By the time you read this we may be in the midst of an election campaign, caused by prime minister Silvio Berlusconi’s expulsion of former ally Gianfranco Fini from the ranks of the PdL (People of Freedom) party in July.

Fini, a canny political animal, founded Alleanza Nazionale in 1994 out of the more centrist elements of Italy’s former neo-Fascist right, and steered it into an election-winning alliance with Berlusconi’s Forza Italia party and Umberto Bossi’s regionalist Northern League. In the process, he effected a remarkable makeover, from apologist of Fascism to voice of democratic reason, supporter of same-sex civil unions and defender of the rule of law in an alliance where moderation and respect for the democratic process were sometimes in short supply. When Fini was elected Speaker of Italy’s Camera dei Deputati (parliament’s lower house) in April 2008, he was one of the few figures who genuinely commanded cross-party respect.

The problem was that by this time Fini’s own party had disappeared. Berlusconi, who for all his gaffes and comic lothario posturings, is a wily politician, had cajoled Fini into merging Alleanza Nazionale with Forza Italia under the banner Il Popolo della Libertà (PdL). Perhaps Fini’s head had been turned when Berlusconi named him as his political heir in January 2007.

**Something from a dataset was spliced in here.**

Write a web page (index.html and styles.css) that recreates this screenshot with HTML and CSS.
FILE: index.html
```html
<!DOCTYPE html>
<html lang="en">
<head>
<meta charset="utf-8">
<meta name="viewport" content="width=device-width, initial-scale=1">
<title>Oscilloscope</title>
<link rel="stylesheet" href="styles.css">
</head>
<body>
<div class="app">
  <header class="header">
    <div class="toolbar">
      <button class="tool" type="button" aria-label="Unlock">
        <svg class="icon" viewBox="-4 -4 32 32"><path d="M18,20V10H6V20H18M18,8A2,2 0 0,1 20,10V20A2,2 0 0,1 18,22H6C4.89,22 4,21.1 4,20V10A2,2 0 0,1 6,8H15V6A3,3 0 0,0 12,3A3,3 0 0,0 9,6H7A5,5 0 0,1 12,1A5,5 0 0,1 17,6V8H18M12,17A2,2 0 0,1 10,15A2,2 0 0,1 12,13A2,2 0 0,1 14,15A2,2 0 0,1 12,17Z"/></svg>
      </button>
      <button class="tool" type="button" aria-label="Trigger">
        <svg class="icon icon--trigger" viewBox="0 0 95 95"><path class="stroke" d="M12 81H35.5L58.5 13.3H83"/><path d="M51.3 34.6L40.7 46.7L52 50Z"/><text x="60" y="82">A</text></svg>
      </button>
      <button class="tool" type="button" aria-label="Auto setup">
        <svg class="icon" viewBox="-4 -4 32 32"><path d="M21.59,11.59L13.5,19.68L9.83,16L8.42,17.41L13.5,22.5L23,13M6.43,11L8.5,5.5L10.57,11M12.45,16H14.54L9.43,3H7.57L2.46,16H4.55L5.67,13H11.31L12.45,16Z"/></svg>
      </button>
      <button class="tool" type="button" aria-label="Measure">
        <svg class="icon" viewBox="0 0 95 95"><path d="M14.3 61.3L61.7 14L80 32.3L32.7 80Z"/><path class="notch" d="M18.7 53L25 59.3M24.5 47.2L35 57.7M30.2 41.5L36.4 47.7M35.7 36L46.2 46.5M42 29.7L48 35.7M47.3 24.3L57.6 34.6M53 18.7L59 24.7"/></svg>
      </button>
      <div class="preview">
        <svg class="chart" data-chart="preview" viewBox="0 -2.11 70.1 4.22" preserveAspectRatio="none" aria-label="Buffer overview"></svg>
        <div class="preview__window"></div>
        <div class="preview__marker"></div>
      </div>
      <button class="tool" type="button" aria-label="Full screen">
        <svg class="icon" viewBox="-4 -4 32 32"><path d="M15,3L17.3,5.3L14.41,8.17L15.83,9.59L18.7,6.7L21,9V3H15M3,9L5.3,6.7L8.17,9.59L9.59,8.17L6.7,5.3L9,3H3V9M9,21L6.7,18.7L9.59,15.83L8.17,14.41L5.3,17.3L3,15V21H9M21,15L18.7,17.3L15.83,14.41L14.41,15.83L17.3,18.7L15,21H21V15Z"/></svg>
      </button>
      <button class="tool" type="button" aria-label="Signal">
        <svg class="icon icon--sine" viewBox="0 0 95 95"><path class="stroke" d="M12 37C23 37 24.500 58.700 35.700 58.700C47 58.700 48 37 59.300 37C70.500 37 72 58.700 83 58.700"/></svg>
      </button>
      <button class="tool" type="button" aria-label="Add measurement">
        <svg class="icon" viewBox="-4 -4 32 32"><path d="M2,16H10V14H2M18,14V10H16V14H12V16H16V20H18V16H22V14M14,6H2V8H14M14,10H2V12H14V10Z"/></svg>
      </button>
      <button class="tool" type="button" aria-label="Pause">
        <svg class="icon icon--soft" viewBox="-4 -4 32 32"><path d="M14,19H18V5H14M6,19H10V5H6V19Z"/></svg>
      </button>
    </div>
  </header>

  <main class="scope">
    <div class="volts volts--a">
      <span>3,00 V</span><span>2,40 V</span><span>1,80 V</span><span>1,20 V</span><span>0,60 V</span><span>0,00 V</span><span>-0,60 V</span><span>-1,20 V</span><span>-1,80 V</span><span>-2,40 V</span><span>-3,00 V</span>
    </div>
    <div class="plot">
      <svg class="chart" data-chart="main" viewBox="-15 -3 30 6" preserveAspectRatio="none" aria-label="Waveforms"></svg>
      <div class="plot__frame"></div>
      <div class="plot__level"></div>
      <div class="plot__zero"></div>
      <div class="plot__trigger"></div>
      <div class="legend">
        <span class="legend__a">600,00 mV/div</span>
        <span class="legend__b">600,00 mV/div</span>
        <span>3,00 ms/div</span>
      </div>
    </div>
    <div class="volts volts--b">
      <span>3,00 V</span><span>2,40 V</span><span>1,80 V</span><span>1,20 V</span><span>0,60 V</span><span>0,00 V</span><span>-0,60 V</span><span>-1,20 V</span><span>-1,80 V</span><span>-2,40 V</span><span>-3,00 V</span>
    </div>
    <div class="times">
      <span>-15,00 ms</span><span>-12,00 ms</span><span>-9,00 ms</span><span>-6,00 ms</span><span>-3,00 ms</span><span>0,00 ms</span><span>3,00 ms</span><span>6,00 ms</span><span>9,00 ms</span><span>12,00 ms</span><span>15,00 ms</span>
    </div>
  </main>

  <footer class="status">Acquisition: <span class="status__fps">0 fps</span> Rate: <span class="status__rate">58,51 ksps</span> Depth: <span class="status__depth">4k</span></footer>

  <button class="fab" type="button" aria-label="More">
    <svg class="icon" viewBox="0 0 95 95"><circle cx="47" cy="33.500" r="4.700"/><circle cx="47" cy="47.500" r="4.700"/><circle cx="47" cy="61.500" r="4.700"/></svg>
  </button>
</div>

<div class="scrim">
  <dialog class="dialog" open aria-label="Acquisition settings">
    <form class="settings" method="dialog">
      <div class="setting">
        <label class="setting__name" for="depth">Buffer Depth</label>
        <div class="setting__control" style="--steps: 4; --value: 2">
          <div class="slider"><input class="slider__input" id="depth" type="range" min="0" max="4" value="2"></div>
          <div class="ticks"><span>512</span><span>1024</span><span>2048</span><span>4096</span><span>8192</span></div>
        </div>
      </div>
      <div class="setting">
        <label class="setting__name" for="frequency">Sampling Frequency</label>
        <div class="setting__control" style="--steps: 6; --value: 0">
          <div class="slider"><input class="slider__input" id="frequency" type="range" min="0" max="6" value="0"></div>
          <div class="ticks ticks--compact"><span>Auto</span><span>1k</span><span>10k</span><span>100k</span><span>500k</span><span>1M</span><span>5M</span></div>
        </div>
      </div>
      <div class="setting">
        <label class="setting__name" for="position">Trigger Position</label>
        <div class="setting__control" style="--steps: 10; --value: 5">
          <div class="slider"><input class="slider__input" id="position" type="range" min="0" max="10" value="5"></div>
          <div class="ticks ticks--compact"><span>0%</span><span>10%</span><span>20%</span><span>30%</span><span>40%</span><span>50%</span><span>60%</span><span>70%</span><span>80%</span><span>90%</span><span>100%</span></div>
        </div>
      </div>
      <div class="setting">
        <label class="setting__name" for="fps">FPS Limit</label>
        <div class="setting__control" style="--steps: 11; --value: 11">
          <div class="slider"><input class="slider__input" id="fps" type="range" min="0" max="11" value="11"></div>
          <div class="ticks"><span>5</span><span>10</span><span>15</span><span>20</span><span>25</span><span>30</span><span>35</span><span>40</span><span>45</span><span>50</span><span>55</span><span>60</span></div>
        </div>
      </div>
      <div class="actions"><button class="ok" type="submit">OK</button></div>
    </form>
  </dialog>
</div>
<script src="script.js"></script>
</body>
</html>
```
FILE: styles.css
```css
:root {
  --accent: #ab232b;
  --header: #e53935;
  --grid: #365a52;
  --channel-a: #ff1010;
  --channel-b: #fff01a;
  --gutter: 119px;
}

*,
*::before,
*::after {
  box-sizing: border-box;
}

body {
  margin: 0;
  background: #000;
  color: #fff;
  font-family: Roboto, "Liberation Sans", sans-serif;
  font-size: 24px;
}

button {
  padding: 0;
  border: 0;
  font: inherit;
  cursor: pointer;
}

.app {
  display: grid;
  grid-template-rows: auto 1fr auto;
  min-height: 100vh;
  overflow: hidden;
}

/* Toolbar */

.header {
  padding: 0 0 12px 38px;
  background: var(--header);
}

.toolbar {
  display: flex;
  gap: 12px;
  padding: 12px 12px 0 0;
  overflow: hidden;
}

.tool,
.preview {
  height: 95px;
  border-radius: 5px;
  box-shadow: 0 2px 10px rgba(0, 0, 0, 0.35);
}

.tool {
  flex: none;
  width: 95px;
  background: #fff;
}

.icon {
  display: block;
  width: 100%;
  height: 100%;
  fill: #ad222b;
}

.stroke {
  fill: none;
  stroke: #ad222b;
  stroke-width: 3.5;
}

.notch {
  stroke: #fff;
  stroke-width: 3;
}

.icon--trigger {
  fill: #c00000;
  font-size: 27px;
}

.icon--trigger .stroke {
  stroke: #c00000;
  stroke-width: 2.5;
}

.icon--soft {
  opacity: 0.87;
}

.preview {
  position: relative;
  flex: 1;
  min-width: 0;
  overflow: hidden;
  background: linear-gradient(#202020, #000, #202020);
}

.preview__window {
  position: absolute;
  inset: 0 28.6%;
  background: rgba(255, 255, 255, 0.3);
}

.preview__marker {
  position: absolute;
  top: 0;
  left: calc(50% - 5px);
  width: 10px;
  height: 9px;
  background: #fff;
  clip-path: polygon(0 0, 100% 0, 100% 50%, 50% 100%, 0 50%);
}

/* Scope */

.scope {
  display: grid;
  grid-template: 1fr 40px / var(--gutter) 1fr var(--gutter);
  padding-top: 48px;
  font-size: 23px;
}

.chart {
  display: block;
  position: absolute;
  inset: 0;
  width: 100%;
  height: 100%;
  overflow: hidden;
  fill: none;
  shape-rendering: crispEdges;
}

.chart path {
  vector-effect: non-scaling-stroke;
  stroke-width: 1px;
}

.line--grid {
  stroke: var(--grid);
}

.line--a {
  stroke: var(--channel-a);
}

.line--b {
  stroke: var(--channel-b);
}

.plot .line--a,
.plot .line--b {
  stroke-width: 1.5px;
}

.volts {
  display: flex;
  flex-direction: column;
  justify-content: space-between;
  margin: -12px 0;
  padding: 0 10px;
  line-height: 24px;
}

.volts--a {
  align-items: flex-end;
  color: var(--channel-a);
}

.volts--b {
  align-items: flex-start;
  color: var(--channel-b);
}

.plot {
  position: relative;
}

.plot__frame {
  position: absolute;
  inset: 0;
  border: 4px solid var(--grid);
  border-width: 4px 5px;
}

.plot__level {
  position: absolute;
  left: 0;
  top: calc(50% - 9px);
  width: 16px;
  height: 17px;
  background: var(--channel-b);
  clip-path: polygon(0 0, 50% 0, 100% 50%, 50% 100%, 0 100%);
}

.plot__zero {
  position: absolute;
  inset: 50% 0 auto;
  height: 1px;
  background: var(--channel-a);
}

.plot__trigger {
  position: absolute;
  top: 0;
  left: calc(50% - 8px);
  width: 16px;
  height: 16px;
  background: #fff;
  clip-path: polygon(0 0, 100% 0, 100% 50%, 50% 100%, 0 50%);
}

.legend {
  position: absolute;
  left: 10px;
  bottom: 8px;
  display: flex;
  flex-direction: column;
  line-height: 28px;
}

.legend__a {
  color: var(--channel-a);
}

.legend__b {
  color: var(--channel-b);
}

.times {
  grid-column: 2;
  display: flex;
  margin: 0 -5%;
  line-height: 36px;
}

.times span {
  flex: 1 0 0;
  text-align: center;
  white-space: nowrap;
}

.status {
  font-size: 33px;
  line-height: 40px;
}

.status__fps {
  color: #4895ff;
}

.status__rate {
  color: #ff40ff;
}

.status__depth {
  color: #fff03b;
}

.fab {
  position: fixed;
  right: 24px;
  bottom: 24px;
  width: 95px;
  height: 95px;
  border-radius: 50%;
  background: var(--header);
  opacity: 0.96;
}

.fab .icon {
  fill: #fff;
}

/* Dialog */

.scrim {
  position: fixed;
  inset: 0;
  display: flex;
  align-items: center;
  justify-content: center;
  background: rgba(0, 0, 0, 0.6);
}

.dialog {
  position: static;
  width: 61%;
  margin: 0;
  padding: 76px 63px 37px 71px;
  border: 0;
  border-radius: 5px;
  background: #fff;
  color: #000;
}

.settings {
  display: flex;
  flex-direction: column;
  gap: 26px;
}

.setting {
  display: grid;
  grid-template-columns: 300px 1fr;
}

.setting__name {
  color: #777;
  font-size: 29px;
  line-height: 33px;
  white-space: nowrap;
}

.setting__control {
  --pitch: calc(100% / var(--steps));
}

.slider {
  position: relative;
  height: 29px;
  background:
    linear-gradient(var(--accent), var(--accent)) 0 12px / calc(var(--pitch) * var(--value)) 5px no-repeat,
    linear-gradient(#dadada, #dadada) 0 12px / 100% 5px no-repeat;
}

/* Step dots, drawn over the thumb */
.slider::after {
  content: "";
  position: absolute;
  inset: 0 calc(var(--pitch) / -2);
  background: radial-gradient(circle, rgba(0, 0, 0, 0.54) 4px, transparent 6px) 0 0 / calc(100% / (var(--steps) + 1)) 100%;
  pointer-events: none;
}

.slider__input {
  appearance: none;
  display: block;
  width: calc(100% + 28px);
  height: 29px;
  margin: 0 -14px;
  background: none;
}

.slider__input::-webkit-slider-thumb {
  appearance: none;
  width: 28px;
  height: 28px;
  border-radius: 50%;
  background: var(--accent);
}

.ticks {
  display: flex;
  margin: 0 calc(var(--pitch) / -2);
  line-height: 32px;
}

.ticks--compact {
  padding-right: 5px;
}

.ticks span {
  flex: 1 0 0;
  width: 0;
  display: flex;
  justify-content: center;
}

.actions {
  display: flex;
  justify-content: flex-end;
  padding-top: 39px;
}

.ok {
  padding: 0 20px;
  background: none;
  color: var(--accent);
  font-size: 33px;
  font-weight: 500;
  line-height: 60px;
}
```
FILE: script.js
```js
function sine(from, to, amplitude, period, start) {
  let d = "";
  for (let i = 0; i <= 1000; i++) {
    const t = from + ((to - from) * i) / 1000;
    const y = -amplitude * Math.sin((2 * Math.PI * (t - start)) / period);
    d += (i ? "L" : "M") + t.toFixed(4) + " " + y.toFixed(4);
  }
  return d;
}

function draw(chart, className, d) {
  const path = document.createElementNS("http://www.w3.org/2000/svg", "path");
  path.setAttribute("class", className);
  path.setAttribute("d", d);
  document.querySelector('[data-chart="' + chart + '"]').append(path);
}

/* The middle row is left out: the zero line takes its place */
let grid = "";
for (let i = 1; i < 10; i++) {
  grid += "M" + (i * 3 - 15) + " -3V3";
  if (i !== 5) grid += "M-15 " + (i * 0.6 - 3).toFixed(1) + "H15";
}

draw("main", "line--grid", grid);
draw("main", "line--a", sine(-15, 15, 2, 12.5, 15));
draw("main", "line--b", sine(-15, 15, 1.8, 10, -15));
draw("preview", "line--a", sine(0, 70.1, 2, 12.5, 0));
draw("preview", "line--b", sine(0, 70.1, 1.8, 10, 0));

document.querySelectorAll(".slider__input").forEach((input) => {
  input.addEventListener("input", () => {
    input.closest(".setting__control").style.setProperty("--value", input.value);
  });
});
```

The merger was Fini’s one big political blunder so far. Given Berlusconi’s increasingly brazen use of parliament to favour his business empire and protect himself from judicial prosecution, and Fini’s increasingly solemn ethical stance, a split was inevitable. When it finally came – with Berlusconi’s one-time successor keeping the moral high ground by getting sacked rather than resigning – Fini set up a new parliamentary group, Futuro e Libertà, with 34 lower-house MPs and 10 senators.

Polls indicated that while only around 5% of Italians would be prepared to vote for this new bloc (still not an official party), it would still be enough to topple Berlusconi, now 74 and looking and sounding increasingly tired and strident.

The post-Berlusconi manoeuvrings have begun and many Italians are now contemplating a scenario even stranger than the UK’s Con-Lib coalition: a centre-left governing alliance bookended by a party whose guiding light was still singing the praises of Mussolini as recently as 1994, and another, the Partito Democratico, whose leader, Pier Luigi Bersani, rose through the Communist Party. Such are the paradoxes of Italian politics.